::: Task inputs :::

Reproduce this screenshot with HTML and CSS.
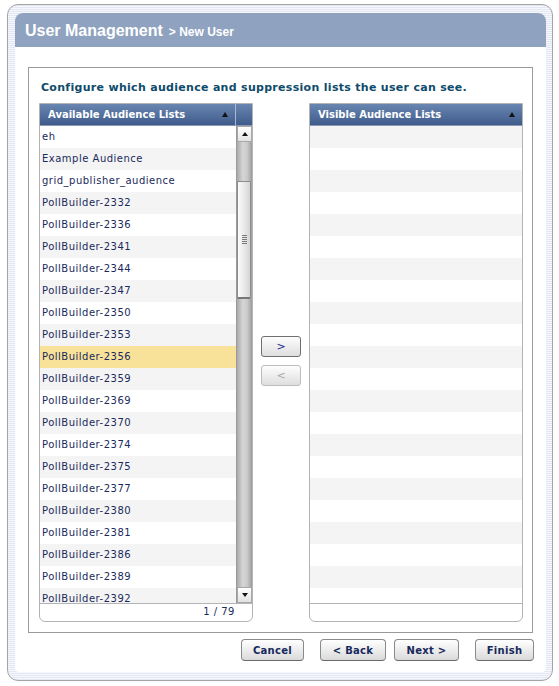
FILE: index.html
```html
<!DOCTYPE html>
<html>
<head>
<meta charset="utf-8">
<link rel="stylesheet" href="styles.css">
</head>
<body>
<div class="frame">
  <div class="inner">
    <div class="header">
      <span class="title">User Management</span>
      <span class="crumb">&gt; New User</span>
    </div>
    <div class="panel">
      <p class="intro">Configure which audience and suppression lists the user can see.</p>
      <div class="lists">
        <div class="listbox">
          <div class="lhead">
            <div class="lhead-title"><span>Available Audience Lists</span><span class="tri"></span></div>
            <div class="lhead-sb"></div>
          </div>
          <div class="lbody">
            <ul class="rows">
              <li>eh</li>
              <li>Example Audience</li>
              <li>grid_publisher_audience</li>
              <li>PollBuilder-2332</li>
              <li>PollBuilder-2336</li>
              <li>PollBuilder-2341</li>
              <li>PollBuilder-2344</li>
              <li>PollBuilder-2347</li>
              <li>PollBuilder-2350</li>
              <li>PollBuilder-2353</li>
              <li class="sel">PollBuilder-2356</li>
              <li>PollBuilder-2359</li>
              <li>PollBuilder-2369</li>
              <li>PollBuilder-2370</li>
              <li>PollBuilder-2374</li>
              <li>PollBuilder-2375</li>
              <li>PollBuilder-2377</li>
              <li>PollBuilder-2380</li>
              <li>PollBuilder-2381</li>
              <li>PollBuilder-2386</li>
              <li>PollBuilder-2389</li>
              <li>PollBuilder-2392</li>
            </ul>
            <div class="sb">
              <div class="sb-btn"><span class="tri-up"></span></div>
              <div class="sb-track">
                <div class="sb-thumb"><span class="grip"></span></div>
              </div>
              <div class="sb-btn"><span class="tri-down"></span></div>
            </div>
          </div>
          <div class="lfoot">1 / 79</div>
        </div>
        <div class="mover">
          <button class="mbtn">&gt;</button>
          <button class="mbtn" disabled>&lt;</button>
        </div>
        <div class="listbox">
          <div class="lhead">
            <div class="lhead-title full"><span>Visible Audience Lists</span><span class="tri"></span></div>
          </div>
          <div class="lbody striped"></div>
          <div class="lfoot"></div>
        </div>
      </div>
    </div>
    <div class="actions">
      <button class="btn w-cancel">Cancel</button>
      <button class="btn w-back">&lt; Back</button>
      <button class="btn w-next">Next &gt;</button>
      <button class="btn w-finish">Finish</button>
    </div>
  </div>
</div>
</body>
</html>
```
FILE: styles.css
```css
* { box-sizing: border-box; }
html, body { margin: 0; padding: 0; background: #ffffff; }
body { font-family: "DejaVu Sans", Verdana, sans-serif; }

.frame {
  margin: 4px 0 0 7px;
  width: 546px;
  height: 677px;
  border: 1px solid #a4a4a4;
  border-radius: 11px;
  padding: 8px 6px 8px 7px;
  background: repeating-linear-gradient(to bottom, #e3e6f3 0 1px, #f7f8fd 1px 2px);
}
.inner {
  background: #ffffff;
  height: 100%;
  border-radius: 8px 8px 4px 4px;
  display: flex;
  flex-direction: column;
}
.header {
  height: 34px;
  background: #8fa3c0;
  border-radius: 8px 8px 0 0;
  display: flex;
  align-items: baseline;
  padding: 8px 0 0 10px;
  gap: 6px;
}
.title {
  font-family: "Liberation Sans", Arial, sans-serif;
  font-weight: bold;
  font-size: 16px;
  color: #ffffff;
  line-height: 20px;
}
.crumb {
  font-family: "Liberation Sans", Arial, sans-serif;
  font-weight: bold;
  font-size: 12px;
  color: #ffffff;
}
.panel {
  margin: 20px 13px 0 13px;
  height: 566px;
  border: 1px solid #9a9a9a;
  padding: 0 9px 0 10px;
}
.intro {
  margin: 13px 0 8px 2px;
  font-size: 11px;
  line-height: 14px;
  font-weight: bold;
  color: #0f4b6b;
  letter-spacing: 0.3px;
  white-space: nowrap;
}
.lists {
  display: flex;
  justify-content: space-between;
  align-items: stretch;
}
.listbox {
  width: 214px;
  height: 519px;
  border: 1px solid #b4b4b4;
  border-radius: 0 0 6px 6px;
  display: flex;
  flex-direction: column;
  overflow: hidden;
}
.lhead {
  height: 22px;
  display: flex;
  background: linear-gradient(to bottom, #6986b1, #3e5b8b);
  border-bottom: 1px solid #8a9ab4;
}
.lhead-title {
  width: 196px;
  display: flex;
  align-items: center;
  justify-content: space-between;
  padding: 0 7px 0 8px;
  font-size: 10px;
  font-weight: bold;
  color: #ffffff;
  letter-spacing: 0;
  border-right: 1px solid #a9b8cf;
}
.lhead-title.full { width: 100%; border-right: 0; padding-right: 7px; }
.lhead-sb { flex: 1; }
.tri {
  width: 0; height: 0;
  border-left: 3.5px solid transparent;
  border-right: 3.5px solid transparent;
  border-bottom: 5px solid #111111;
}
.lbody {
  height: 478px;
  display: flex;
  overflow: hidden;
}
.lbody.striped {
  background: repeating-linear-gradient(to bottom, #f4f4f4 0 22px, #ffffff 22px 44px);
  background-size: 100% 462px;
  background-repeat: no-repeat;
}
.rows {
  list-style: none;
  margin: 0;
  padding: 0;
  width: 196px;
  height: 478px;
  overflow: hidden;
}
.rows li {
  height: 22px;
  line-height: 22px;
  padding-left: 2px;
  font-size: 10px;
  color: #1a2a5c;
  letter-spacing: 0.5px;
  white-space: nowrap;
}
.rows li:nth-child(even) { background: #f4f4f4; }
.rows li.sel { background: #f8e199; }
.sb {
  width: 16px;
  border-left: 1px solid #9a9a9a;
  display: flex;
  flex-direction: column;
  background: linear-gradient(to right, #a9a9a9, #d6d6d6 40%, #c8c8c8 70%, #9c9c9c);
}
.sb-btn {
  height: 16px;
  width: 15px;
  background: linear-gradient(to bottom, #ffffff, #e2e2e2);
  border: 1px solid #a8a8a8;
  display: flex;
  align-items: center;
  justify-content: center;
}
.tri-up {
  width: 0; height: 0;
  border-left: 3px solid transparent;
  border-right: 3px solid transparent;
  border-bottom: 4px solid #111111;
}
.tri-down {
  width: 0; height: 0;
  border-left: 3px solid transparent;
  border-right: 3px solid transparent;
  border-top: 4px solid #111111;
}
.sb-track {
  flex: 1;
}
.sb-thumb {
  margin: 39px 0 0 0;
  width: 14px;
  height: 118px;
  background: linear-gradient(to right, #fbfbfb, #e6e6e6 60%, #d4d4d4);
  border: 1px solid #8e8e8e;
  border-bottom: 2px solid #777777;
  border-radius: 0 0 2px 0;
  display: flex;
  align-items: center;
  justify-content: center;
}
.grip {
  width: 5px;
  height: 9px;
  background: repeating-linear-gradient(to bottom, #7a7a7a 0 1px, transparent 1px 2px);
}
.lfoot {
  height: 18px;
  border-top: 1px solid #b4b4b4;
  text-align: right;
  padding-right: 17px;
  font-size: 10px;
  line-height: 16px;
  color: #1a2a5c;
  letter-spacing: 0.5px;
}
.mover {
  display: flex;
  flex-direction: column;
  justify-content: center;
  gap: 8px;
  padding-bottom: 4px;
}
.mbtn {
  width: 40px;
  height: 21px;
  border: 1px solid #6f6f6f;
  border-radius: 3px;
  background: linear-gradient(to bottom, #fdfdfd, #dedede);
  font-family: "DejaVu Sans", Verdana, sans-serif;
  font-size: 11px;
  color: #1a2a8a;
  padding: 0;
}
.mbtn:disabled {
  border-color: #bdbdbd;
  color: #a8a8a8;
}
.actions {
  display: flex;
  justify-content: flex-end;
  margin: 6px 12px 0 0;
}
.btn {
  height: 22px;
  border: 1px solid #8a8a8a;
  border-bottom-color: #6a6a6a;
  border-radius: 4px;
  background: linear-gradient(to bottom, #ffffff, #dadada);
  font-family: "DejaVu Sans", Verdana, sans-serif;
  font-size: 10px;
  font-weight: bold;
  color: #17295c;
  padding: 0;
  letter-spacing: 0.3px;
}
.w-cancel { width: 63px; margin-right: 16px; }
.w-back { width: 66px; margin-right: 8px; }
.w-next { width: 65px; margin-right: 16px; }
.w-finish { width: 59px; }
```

:::
::: Task inputs :::

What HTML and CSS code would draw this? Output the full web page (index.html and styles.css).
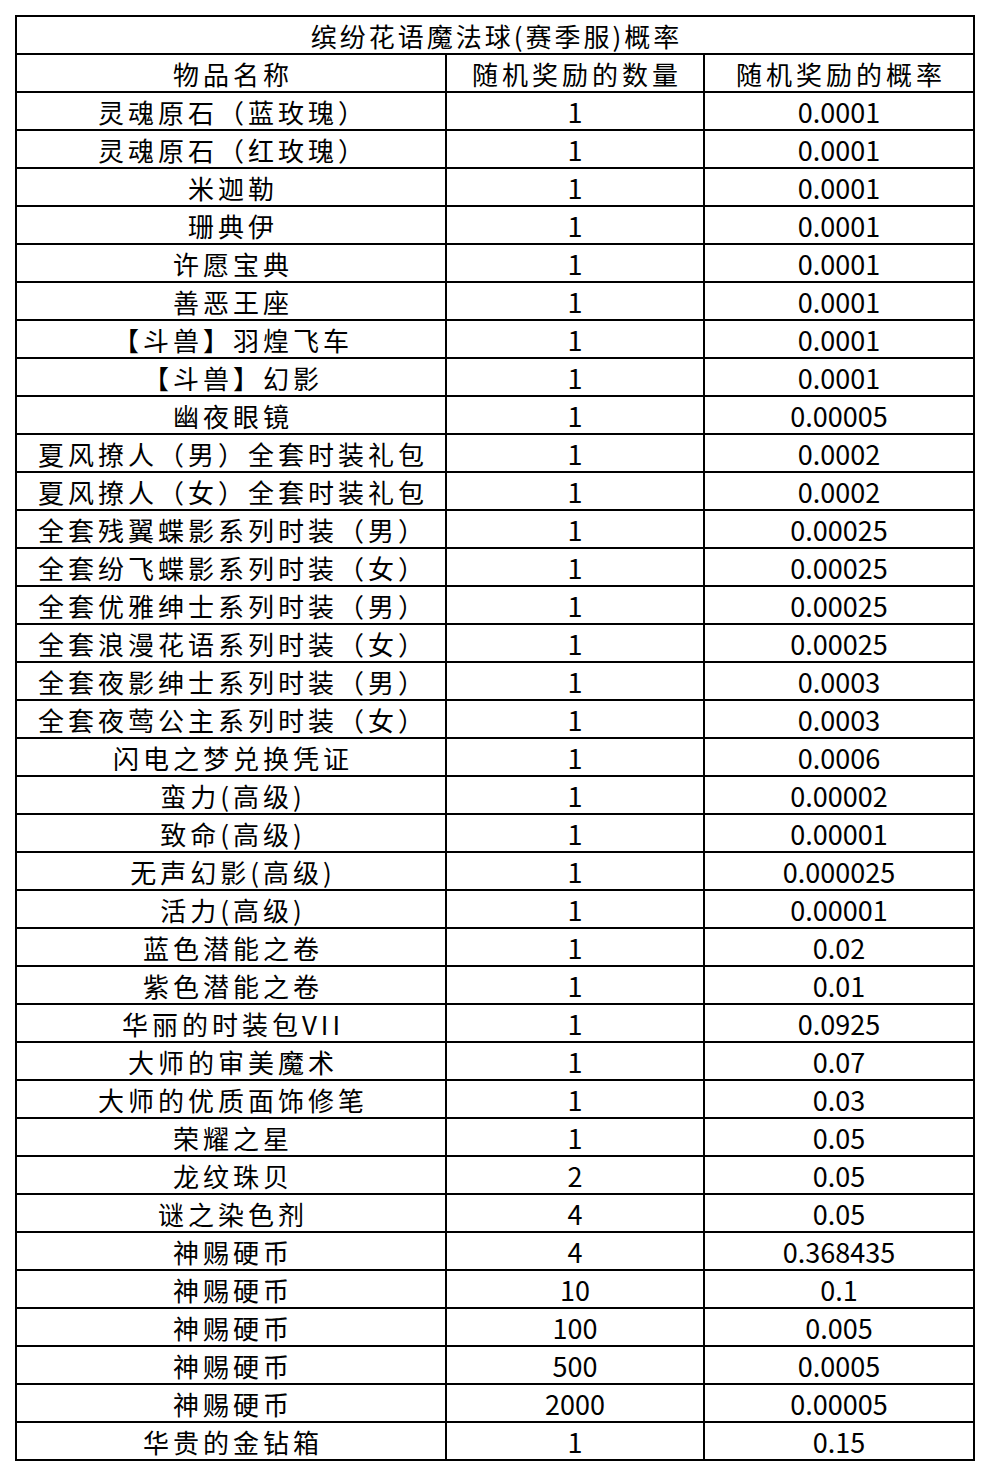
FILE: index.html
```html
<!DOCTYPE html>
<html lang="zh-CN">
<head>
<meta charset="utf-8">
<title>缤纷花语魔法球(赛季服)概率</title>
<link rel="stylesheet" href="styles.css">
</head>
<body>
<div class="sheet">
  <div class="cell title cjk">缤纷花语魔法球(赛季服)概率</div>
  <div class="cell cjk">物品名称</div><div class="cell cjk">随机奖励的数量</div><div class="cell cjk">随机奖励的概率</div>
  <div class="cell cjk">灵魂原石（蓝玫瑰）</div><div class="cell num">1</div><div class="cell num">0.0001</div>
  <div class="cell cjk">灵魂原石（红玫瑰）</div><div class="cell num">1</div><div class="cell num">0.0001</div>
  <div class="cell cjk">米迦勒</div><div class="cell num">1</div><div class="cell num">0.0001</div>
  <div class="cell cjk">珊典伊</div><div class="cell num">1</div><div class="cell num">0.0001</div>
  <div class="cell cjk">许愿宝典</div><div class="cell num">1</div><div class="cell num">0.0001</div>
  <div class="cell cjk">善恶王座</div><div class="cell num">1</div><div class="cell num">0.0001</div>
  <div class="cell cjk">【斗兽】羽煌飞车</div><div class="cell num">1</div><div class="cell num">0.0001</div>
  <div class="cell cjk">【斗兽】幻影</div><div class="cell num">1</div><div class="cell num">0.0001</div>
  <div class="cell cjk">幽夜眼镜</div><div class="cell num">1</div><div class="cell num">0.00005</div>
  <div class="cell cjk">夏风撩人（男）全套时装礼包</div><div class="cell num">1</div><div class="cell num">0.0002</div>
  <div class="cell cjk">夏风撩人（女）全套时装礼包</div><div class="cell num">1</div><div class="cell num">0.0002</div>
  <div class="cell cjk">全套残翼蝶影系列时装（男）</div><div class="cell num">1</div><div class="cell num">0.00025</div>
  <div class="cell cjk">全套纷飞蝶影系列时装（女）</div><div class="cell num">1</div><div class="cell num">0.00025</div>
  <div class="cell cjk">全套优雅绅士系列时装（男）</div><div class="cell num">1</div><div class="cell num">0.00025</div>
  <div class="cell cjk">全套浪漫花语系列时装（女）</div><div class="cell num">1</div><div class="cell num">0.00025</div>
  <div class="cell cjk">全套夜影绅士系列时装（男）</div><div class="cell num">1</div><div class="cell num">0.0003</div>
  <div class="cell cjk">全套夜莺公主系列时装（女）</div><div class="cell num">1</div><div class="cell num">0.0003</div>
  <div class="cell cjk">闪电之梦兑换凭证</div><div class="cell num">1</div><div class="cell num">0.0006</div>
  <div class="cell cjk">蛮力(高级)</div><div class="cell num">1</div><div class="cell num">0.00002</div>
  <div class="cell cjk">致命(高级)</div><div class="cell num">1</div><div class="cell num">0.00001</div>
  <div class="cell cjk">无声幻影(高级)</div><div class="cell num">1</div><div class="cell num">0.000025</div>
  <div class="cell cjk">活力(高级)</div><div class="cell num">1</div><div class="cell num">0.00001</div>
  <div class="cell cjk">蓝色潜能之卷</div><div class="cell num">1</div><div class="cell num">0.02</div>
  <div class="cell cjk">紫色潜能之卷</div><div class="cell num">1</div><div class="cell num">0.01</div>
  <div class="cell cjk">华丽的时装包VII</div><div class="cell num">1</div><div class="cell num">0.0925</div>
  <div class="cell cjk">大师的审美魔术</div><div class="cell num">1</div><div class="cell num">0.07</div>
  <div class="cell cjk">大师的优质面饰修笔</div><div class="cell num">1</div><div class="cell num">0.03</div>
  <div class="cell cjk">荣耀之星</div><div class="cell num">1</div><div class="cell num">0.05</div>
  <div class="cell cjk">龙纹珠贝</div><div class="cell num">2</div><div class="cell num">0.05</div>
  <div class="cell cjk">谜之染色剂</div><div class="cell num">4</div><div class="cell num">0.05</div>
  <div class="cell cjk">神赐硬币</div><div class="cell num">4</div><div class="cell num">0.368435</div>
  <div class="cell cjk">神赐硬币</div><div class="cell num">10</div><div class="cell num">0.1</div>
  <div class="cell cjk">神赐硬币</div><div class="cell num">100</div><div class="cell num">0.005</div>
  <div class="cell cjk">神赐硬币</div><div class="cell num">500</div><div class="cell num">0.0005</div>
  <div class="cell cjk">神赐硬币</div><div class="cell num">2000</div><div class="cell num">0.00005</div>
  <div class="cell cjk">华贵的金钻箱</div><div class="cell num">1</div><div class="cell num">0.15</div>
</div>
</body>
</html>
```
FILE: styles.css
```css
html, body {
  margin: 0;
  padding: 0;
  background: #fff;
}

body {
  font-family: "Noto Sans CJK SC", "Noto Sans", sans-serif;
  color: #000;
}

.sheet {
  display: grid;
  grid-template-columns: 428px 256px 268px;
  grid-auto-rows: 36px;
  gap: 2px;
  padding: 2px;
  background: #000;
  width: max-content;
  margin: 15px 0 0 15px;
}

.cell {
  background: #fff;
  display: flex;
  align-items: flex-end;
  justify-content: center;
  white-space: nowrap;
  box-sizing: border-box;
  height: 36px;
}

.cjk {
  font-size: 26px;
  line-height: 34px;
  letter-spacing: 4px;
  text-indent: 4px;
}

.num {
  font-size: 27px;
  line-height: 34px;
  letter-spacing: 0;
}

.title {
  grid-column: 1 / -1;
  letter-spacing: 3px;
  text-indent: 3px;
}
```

:::

Copy each line of the records above that carries the word "this".

Reproduce this screenshot with HTML and CSS.
What HTML and CSS code would draw this? Output the full web page (index.html and styles.css).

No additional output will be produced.